A  Pilot Project to reduce youth on  youth violence, particularly in schools, currently underway, is increasingly receiving positive feedback and  buy-in from target audiences and stakeholders alike in five CARICOM Member States: Antigua and Barbuda, Jamaica, St. Kitts and Nevis,
Saint Lucia and Trinidad and Tobago.

In the approximately seven months since implementation commenced, the project has yielded an assessment of risks factors, threats for violence, protective factors and school bonding factors in the pilot schools in the selected Member States. To date, five hundred and twenty students have been surveyed and have also participated in various focus group discussions. With the majority of them between the ages of  11 – 16 (90%), many were victims of bullying, classroom theft and robbery by other students.

Information from the survey  revealed that violence in schools was related to gangs moving in to  the schools and communities (27%); easy access to drugs and guns (14.8%); lack of positive activities (13.2%); among other factors. The challenges being faced in the schools and communities were very similar across states and, in many cases, pointed to issues that had to do with boredom in school; poor conflict resolution skills and a general lack of discipline. According to the students surveyed, strategies to reduce violence in schools should include mentoring programmes for student (18%); gang prevention programmes (14.6%); parenting training (13.1%) as well as police presence (25%). To date, five schools have been engaged, the smallest with a population of four hundred students.

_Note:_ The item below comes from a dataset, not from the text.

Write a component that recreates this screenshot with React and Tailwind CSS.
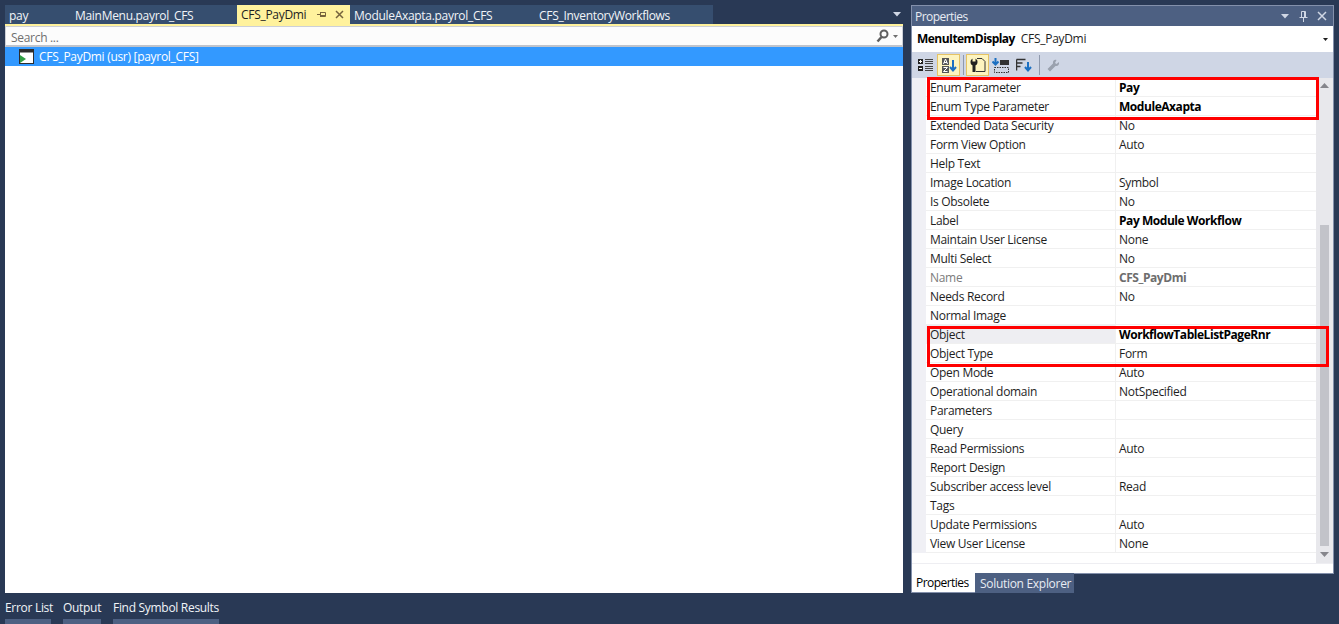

No doubt crime and insecurity remains one of the principal obstacles to social and economic development in the Caribbean Region.   Conservative estimates place annual direct expenditure on youth-related crime and violence in five  CARICOM States between 2.8 per cent and 4 per cent of GDP. (Chaaban, 2009).

Last July 2014, CARICOM Heads of Government approved its Community Strategic Plan for the next five years (2015-2019). That plan identified six strategic priorities; and Deepening Crime Prevention  Initiatives and Programmes  is an area of focus in  the strategic priority of  Building the  Social Resilience of the Community.